◆ Exercise brief: List all lines of the data that include the string "components".

◆ Stored data:
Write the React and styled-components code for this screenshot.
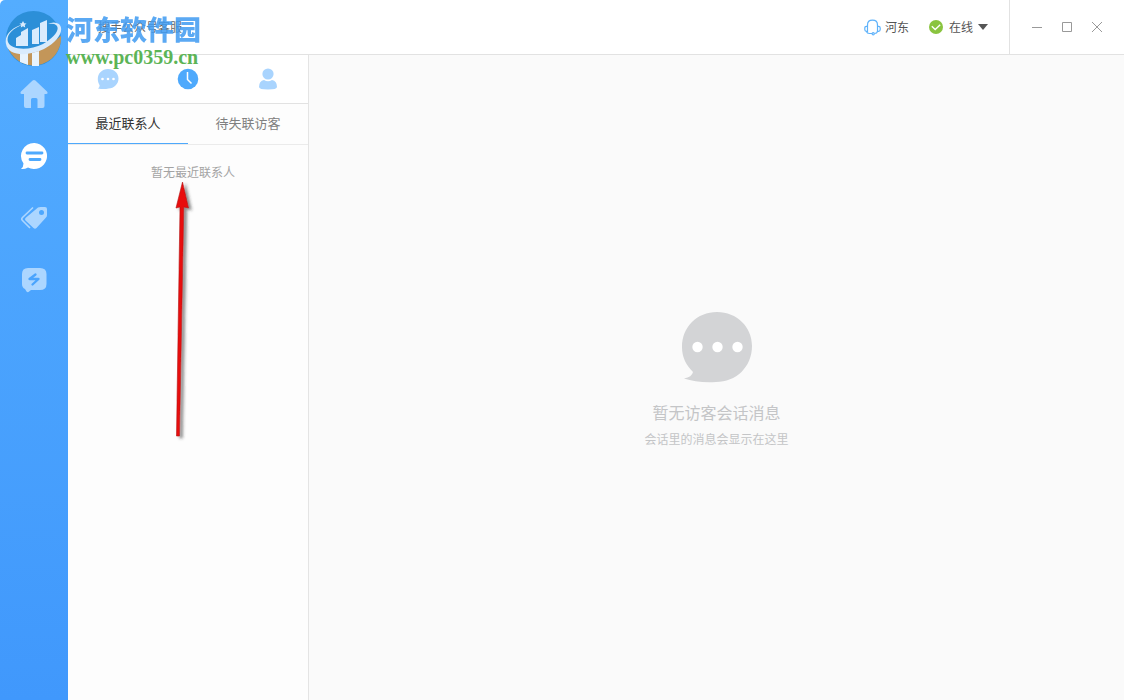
import React from "react";
import styled, { createGlobalStyle } from "styled-components";

const Global = createGlobalStyle`
  * { box-sizing: border-box; }
  html, body, #root { margin: 0; height: 100%; }
  body {
    font-family: "Noto Sans CJK SC", sans-serif;
    font-size: 12px;
    background: #fff;
    overflow: hidden;
  }
  button, select { font-family: inherit; }
  button { border: 0; padding: 0; background: none; cursor: pointer; }
`;

const Shell = styled.div`
  position: relative;
  display: flex;
  min-height: 100vh;
`;

const Sidebar = styled.nav`
  display: flex;
  flex-direction: column;
  align-items: center;
  gap: 30px;
  flex: 0 0 68px;
  padding-top: 78px;
  background: linear-gradient(#54adff, #4098fc);
  border-top-left-radius: 5px;
`;

const NavButton = styled.button`
  display: grid;
  place-items: center;
  width: 32px;
  height: 32px;
  color: ${(p) => (p.$active ? "#fff" : "#acd6ff")};
`;

const Main = styled.div`
  display: flex;
  flex-direction: column;
  flex: 1;
`;

const Header = styled.header`
  display: flex;
  align-items: center;
  height: 55px;
  padding-left: 30px;
  border-bottom: 1px solid #e2e2e2;
  background: #fff;
  color: #555;
`;

const Title = styled.h1`
  margin: 0;
  font-size: 12px;
  font-weight: 400;
  line-height: 18px;
  color: #666;
`;

const Account = styled.div`
  display: flex;
  align-items: center;
  gap: 20px;
  margin-left: auto;
  padding-right: 21px;
`;

const AccountItem = styled.div`
  display: flex;
  align-items: center;
  gap: 4px;
  line-height: 18px;
`;

const Status = styled.select`
  appearance: none;
  border: 0;
  padding: 0 16px 0 0;
  margin-left: 2px;
  width: 41px;
  height: 18px;
  font-size: 12px;
  line-height: 16px;
  color: #555;
  background: none;
`;

const StatusWrap = styled.div`
  display: flex;
  align-items: center;
  svg { margin-left: -12px; pointer-events: none; }
`;

const WindowControls = styled.div`
  display: flex;
  align-items: center;
  justify-content: center;
  align-self: stretch;
  gap: 10px;
  width: 115px;
  border-left: 1px solid #e2e2e2;
`;

const WindowButton = styled.button`
  display: grid;
  place-items: center;
  width: 20px;
  height: 20px;
  color: #999;
`;

const Body = styled.div`
  display: flex;
  flex: 1;
`;

const ContactPanel = styled.aside`
  flex: 0 0 241px;
  border-right: 1px solid #e4e4e4;
  background: #fdfdfd;
`;

const IconTabs = styled.div`
  display: grid;
  grid-template-columns: repeat(3, 1fr);
  height: 49px;
  border-bottom: 1px solid #e2e2e2;
  background: #fff;
`;

const IconTab = styled.button`
  display: grid;
  place-items: center;
  color: ${(p) => (p.$active ? "#4ea9fc" : "#a9d4fe")};
`;

const TextTabs = styled.div`
  display: grid;
  grid-template-columns: 1fr 1fr;
  height: 41px;
  border-bottom: 1px solid #ebebeb;
`;

const TextTab = styled.button`
  padding-bottom: 2px;
  font-size: 13px;
  line-height: 20px;
  color: ${(p) => (p.$active ? "#333" : "#808080")};
  box-shadow: ${(p) => (p.$active ? "inset 0 -1px #4ea9fc" : "none")};
`;

const NoContacts = styled.p`
  margin: 0;
  padding: 18px 0 0 10px;
  text-align: center;
  line-height: 18px;
  color: #a3a3a3;
`;

const Conversation = styled.main`
  display: flex;
  flex-direction: column;
  align-items: center;
  justify-content: center;
  flex: 1;
  padding-top: 4px;
  background: #fafafa;
  color: #c4c5c7;
`;

const EmptyTitle = styled.h2`
  margin: 17px 0 5px;
  font-size: 16px;
  font-weight: 400;
  line-height: 24px;
`;

const EmptyHint = styled.p`
  margin: 0;
  line-height: 20px;
`;

const Watermark = styled.div`
  position: absolute;
  top: 10px;
  left: 4px;
  display: flex;
  pointer-events: none;
`;

const WatermarkText = styled.div`
  display: flex;
  flex-direction: column;
  margin-left: 3px;
`;

const SiteName = styled.span`
  font-size: 27px;
  font-weight: 900;
  line-height: 37px;
  color: #3f9bf2;
  opacity: 0.85;
`;

const SiteUrl = styled.span`
  font-family: "Liberation Serif", serif;
  font-size: 20px;
  font-weight: 700;
  line-height: 20px;
  color: #5cb456;
`;

const Arrow = styled.svg`
  position: absolute;
  top: 179px;
  left: 168px;
  pointer-events: none;
`;

const SiteLogo = () => (
  <svg width="59" height="59" viewBox="0 0 59 59" aria-hidden="true">
    <circle cx="29.5" cy="28.5" r="27.5" fill="#2c8fd8" />
    <path d="M3 35C14 46 38 42 57 26A27.5 27.5 0 0 1 3 35Z" fill="#c39659" />
    <path d="M12 28L17 25V22L24 18V36H12ZM28 20L35 17V34H28ZM36 13L43 10V32H36Z" fill="#d9ebfd" />
    <path d="M16 43H24V55L16 52ZM28 43L35 41V56H28Z" fill="#e8f3fd" />
    <path d="M20 14C7 19 2 26 4 32C7 40 25 41 39 34C50 28 57 19 52 15Q50 13 44 14Q50 11 55 14C61 20 54 32 40 39C23 47 4 46 2 34C0 25 8 17 20 14Z" fill="#d9ebfd" />
    <path d="M19 11L20.2 13.2L22.5 13.5L20.8 15L21.2 17.5L19 16.3L16.8 17.5L17.2 15L15.5 13.5L17.8 13.2Z" fill="#d9ebfd" />
  </svg>
);

const HomeIcon = () => (
  <svg width="28" height="28" viewBox="0 0 28 28" fill="currentColor">
    <path d="M12.6.6Q14-.6 15.4.6L27 11.5Q28.500 14 26 14H24.500V26Q24.500 28 22.500 28H17.500V19.500Q17.500 18 16 18H12.500Q11 18 11 19.500V28H6Q4 28 4 26V14H2Q-.5 14 1 11.500Z" />
  </svg>
);

const MessageIcon = () => (
  <svg width="28" height="28" viewBox="0 0 28 28">
    <path d="M14.500 1A13 13 0 1 1 8 25.500Q4.500 27.500 1 27Q3.500 25 3.500 21.500A13 13 0 0 1 14.500 1Z" fill="currentColor" />
    <path d="M7 11H22M10 17.500H20" stroke="#4faafe" strokeWidth="2.800" strokeLinecap="round" />
  </svg>
);

const TagsIcon = () => (
  <svg width="28" height="28" viewBox="0 0 28 28">
    <path d="M18 3.500Q19 3 20.500 3H25Q27 3 27 5V11Q27 12.500 26 13.500L16.500 24Q15 25.500 13.500 24L5.500 16.500Q4.500 15 5.500 14Z" fill="currentColor" />
    <path d="M13 3.500L2.500 13.500Q1 15 2.500 16.500L10 24" fill="none" stroke="currentColor" strokeWidth="1.600" />
    <circle cx="21.5" cy="8.500" r="2.500" fill="#4da7fe" />
  </svg>
);

const QuickReplyIcon = () => (
  <svg width="28" height="28" viewBox="0 0 28 28">
    <path d="M8 2H20Q26.500 2 26.500 8V18Q26.500 24 20 24H11L8.500 26Q7.500 26.500 6.500 25.500L5 23Q2 21.500 2 18V8Q2 2 8 2Z" fill="currentColor" />
    <path d="M15.500 8.500L9.500 13H18.500L12.500 18.500" fill="none" stroke="#4aa4fd" strokeWidth="2.300" strokeLinejoin="round" strokeLinecap="round" />
  </svg>
);

const ChatIcon = () => (
  <svg width="22" height="22" viewBox="0 0 22 22">
    <path d="M11 1C17 1 21.500 5 21.500 10.500S17 20.500 11.500 20.500Q7 21.500 1 20.500Q3 19 2.500 17C-2 9 3 1 11 1Z" fill="currentColor" />
    <g fill="#fff"><circle cx="5.500" cy="11" r="1.300" /><circle cx="11" cy="11" r="1.300" /><circle cx="16.500" cy="11" r="1.300" /></g>
  </svg>
);

const ClockIcon = () => (
  <svg width="22" height="22" viewBox="0 0 22 22">
    <circle cx="11" cy="11" r="10.300" fill="currentColor" />
    <path d="M10.500 4V11.500L14.500 15.500" fill="none" stroke="#fff" strokeWidth="1.500" />
  </svg>
);

const PersonIcon = () => (
  <svg width="22" height="22" viewBox="0 0 22 22" fill="currentColor">
    <circle cx="11" cy="6" r="5.600" />
    <path d="M7 12Q11 14.500 15 12Q20 13 20 19Q20 21.500 11 21.500T2 19Q2 13 7 12Z" />
  </svg>
);

const HeadsetIcon = () => (
  <svg width="17" height="17" viewBox="0 0 17 17" fill="none" stroke="#5eb2fa" strokeWidth="1.200">
    <path d="M3.500 7V6C3.500 3 5.500 1.200 8.500 1.200S13.500 3 13.500 6V7" />
    <path d="M3.500 7.300H2.500Q.8 7.300 .8 9V10.500Q.8 12.300 2.500 12.300H3.500ZM13.500 7.300H14.500Q16.200 7.300 16.200 9V10.500Q16.200 12.300 14.500 12.300H13.500Z" />
    <path d="M2.500 12.500Q3 14.500 5.500 14.500H8M13.500 12.500Q13 14.500 10.500 14.500" />
    <circle cx="9.200" cy="14.800" r="1.100" />
  </svg>
);

const OnlineIcon = () => (
  <svg width="14" height="14" viewBox="0 0 14 14">
    <circle cx="7" cy="7" r="7" fill="#8ac43f" />
    <path d="M2.800 6.300L6.200 9.500L11.200 4.800" fill="none" stroke="#fff" strokeWidth="1.400" />
  </svg>
);

const EmptyChatIcon = () => (
  <svg width="72" height="72" viewBox="0 0 72 72">
    <path d="M36 1C56 1 71 16 71 35C71 56 55 71 35 71Q16 72 3 67.500Q11 66 12 61C5 54 1 46 1 36C1 16 16 1 36 1Z" fill="#d3d4d6" />
    <g fill="#fff"><circle cx="16.500" cy="36" r="5.200" /><circle cx="36.500" cy="36" r="5.200" /><circle cx="56.500" cy="36" r="5.200" /></g>
  </svg>
);

const navItems = [
  { label: "首页", Icon: HomeIcon },
  { label: "会话", Icon: MessageIcon, active: true },
  { label: "标签", Icon: TagsIcon },
  { label: "快捷回复", Icon: QuickReplyIcon },
];

const panelTabs = [
  { label: "会话", Icon: ChatIcon },
  { label: "最近", Icon: ClockIcon, active: true },
  { label: "访客", Icon: PersonIcon },
];

export default function App() {
  return (
    <Shell>
      <Global />
      <Sidebar>
        {navItems.map(({ label, Icon, active }) => (
          <NavButton key={label} aria-label={label} $active={active}><Icon /></NavButton>
        ))}
      </Sidebar>
      <Main>
        <Header>
          <Title>搜手公众号客服</Title>
          <Account>
            <AccountItem><HeadsetIcon />河东</AccountItem>
            <AccountItem>
              <OnlineIcon />
              <StatusWrap>
                <Status aria-label="状态"><option>在线</option></Status>
                <svg width="10" height="6" viewBox="0 0 10 6"><path d="M0 0H10L5 6Z" fill="#555" /></svg>
              </StatusWrap>
            </AccountItem>
          </Account>
          <WindowControls>
            <WindowButton aria-label="最小化">
              <svg width="12" height="12"><path d="M1 6.500H11" stroke="currentColor" /></svg>
            </WindowButton>
            <WindowButton aria-label="最大化">
              <svg width="12" height="12"><path d="M1.500 1.500H10.500V10.500H1.500Z" fill="none" stroke="currentColor" /></svg>
            </WindowButton>
            <WindowButton aria-label="关闭">
              <svg width="12" height="12"><path d="M1 1L11 11M11 1L1 11" stroke="currentColor" /></svg>
            </WindowButton>
          </WindowControls>
        </Header>
        <Body>
          <ContactPanel>
            <IconTabs>
              {panelTabs.map(({ label, Icon, active }) => (
                <IconTab key={label} aria-label={label} $active={active}><Icon /></IconTab>
              ))}
            </IconTabs>
            <TextTabs>
              <TextTab $active>最近联系人</TextTab>
              <TextTab>待失联访客</TextTab>
            </TextTabs>
            <NoContacts>暂无最近联系人</NoContacts>
          </ContactPanel>
          <Conversation>
            <EmptyChatIcon />
            <EmptyTitle>暂无访客会话消息</EmptyTitle>
            <EmptyHint>会话里的消息会显示在这里</EmptyHint>
          </Conversation>
        </Body>
      </Main>
      <Watermark>
        <SiteLogo />
        <WatermarkText>
          <SiteName>河东软件园</SiteName>
          <SiteUrl>www.pc0359.cn</SiteUrl>
        </WatermarkText>
      </Watermark>
      <Arrow width="32" height="266" viewBox="0 0 32 266" aria-hidden="true">
        <defs>
          <filter id="arrow-shadow" x="-50%" y="-5%" width="220%" height="110%">
            <feDropShadow dx="3" dy="2" stdDeviation="1.500" floodColor="#333" floodOpacity=".55" />
          </filter>
        </defs>
        <g filter="url(#arrow-shadow)">
          <path d="M14.500 3L20.500 29L15.800 28L11.500 257H8.500L12 28L8 29Z" fill="#e81010" stroke="#b31515" strokeWidth=".6" />
        </g>
      </Arrow>
    </Shell>
  );
}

◆ Exercise solution:
Write the React and styled-components code for this screenshot.
import styled, { createGlobalStyle } from "styled-components";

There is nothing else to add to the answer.